The Imaginary Future Researcher

A lot of discussion revolved around an imaginary future researcher or PhD student, who would dive into the mass of digital material and find something interesting – but these discussions were often frustratingly vague. The researcher would do something with the digital collections, but more specifics weren’t forthcoming.

As we design Data Lifeboat, we’ve found it useful to imagine specific scenarios:

  • The Museum of London works with schools across the city, engaging students to collect great pictures of their local area. A schoolgirl in Whitechapel selects 20 photos of Whitechapel she thinks are worth depositing in the Museum’s collection.
  • The botany student at California State looks across Flickr to find photography of plant coverage in a specific area and gathers them as a longitudinal archive.
  • A curation student interning at Qtopia in Sydney wants to gather community documentation of Sydney’s Mardi Gras.

These only cover a handful of use cases, but they’ve helped ground our discussions and imagine how a future researcher might use the material we’ve saving.

A Day Out in Antwerp

On my final day in Belgium, I got to visit a couple of local institutions in Antwerp. I got a tour of the Plantin-Moretus Museum, which focuses on sixteenth-century book printing. The museum is an old house with some gorgeous gardens:

And a collection of old printing machines:

There was even a demonstration on a replica printing machine, and I got to try a bit of printing myself – it takes a lot of force to push the metal letters and the paper together!

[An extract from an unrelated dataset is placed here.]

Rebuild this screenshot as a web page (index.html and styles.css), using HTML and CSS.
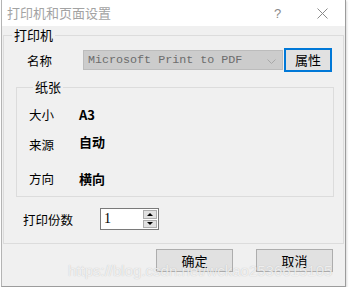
FILE: index.html
```html
<!DOCTYPE html>
<html lang="zh-CN">
<head>
    <meta charset="UTF-8">
    <title>打印机和页面设置</title>
    <link rel="stylesheet" href="styles.css">
</head>
<body>
    <div class="window">
        <div class="titlebar">
            <span class="title">打印机和页面设置</span>
            <span class="help">?</span>
            <span class="close">
                <svg width="11" height="11" viewBox="0 0 11 11">
                    <path d="M0.5 0.5 L10.5 10.5 M10.5 0.5 L0.5 10.5" stroke="#8a8a8a" stroke-width="1" fill="none"/>
                </svg>
            </span>
        </div>

        <div class="client">
            <fieldset class="group printer-group">
                <legend>打印机</legend>

                <div class="name-row">
                    <span class="name-label">名称</span>
                    <div class="combo">
                        <span class="combo-text">Microsoft Print to PDF</span>
                        <svg class="chevron" width="9" height="5" viewBox="0 0 9 5">
                            <path d="M0.5 0.5 L4.5 4.5 L8.5 0.5" stroke="#a8a8a8" stroke-width="1" fill="none"/>
                        </svg>
                    </div>
                    <button class="btn btn-focus">属性</button>
                </div>

                <fieldset class="group paper-group">
                    <legend>纸张</legend>
                    <div class="paper-row">
                        <span class="paper-label">大小</span>
                        <span class="paper-value">A3</span>
                    </div>
                    <div class="paper-row">
                        <span class="paper-label">来源</span>
                        <span class="paper-value raised">自动</span>
                    </div>
                    <div class="paper-row last">
                        <span class="paper-label">方向</span>
                        <span class="paper-value">横向</span>
                    </div>
                </fieldset>

                <div class="copies-row">
                    <span class="copies-label">打印份数</span>
                    <div class="spinner">
                        <span class="spinner-value">1</span>
                        <div class="spin-buttons">
                            <span class="spin up"></span>
                            <span class="spin down"></span>
                        </div>
                    </div>
                </div>
            </fieldset>

            <div class="button-row">
                <button class="btn btn-ok">确定</button>
                <button class="btn btn-cancel">取消</button>
            </div>
        </div>

        <div class="watermark">https://blog.csdn.net/wckao2536615105</div>
    </div>
</body>
</html>
```

FILE: styles.css
```css
* {
    margin: 0;
    padding: 0;
    box-sizing: border-box;
}

body {
    background: #ffffff;
    font-family: "Noto Sans CJK SC", "Liberation Sans", sans-serif;
    font-size: 12.5px;
    color: #000000;
}

.window {
    position: relative;
    margin-left: 1px;
    width: 345px;
    height: 287px;
    border-left: 1px solid #b4b4b4;
    border-right: 1px solid #9c9c9c;
    border-bottom: 1px solid #9c9c9c;
    box-shadow: 1px 1px 2px rgba(0, 0, 0, 0.15);
    background: #f0f0f0;
    overflow: hidden;
}

.titlebar {
    height: 26px;
    background: #ffffff;
    display: flex;
    align-items: center;
    padding-left: 5px;
}

.title {
    font-size: 13px;
    color: #a3a3a3;
    line-height: 14px;
    flex: 1;
}

.help {
    font-family: "Liberation Sans", sans-serif;
    font-size: 13px;
    color: #8a8a8a;
    width: 43px;
}

.close {
    width: 28px;
    display: flex;
    align-items: center;
}

.client {
    padding: 0 0 0 1px;
}

.group {
    border: 1px solid #dcdcdc;
}

.group legend {
    font-size: 13px;
    line-height: 14px;
    height: 14px;
    padding: 0 2px;
}

.printer-group {
    margin-top: 2px;
    width: 341px;
    height: 216px;
}

.printer-group > legend {
    margin-left: 8px;
}

.name-row {
    display: flex;
    align-items: center;
    height: 24px;
    margin-top: 6px;
    padding-left: 23px;
}

.name-label {
    width: 56px;
}

.combo {
    width: 200px;
    height: 20px;
    background: #cccccc;
    border: 1px solid #bcbcbc;
    display: flex;
    align-items: center;
    padding-left: 4px;
    padding-right: 6px;
}

.combo-text {
    font-family: "Liberation Mono", monospace;
    font-size: 11.7px;
    color: #6d6d6d;
    flex: 1;
}

.chevron {
    margin-top: 2px;
}

.btn {
    font-family: "Noto Sans CJK SC", sans-serif;
    font-size: 13px;
    line-height: 14px;
    background: #e1e1e1;
    border: 1px solid #adadad;
    color: #000000;
    height: 23px;
}

.btn-focus {
    width: 48px;
    height: 24px;
    margin-left: 1px;
    border: 2px solid #0078d7;
}

.paper-group {
    margin-top: 8px;
    margin-left: 12px;
    width: 318px;
    height: 117px;
    padding-left: 12px;
}

.paper-group > legend {
    margin-left: 4px;
}

.paper-row {
    display: flex;
    align-items: center;
    height: 20px;
    margin-top: 10px;
}

.paper-row.last {
    margin-top: 14px;
}

.paper-label {
    width: 50px;
}

.paper-value {
    font-weight: bold;
    font-size: 13px;
}

.paper-value.raised {
    margin-top: -5px;
}

.copies-row {
    display: flex;
    align-items: center;
    height: 22px;
    margin-top: 11px;
    padding-left: 19px;
}

.copies-label {
    width: 77px;
}

.spinner {
    width: 59px;
    height: 22px;
    background: #ffffff;
    border: 1px solid #7a7a7a;
    display: flex;
    align-items: center;
    padding: 1px;
}

.spinner-value {
    font-family: "Liberation Serif", serif;
    font-size: 14px;
    flex: 1;
    padding-left: 2px;
}

.spin-buttons {
    width: 14px;
    height: 18px;
    display: flex;
    flex-direction: column;
    gap: 1px;
}

.spin {
    flex: 1;
    background: #e1e1e1;
    border: 1px solid #adadad;
    display: flex;
    align-items: center;
    justify-content: center;
}

.spin::after {
    content: '';
    width: 0;
    height: 0;
    border-left: 3px solid transparent;
    border-right: 3px solid transparent;
}

.spin.up::after {
    border-bottom: 3px solid #000000;
}

.spin.down::after {
    border-top: 3px solid #000000;
}

.button-row {
    display: flex;
    justify-content: flex-end;
    gap: 23px;
    margin-top: 5px;
    padding-right: 12px;
}

.btn-ok,
.btn-cancel {
    width: 77px;
}

.watermark {
    position: absolute;
    left: 66px;
    top: 262px;
    font-family: "Liberation Sans", sans-serif;
    font-size: 15px;
    color: rgba(255, 255, 255, 0.75);
    text-shadow: 0 0 1px rgba(120, 120, 120, 0.45);
    white-space: nowrap;
}
```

Then in the afternoon I went to the FelixArchief, the city archive of Antwerp, which is stored inside an old warehouse next to the Port of Antwerp:

We got a tour of their stores, including some of the original documents from the very earliest days of Antwerp:

And while those shelves may look like any other archive, there’s a twist – they have to fit around the interior shape of the original warehouse! The archivists have got rather good at playing tetris with their boxes, and fitting everything into tight spaces – this gets them an extra 2 kilometres of shelving space!

Our tour guide explained that this is all because the warehouse is a listed building – and if the archives were ever to move out, they’d need to remove all their storage and leave it in a pristine condition. No permanent modifications allowed!

Next steps for Data Lifeboat

We’re continuing to think about what we heard about iPres, and bring it into the design and implementation of Data Lifeboat.

This month and next, we’re holding Data Lifeboat co-design workshops in Washington DC and London to continue these discussions.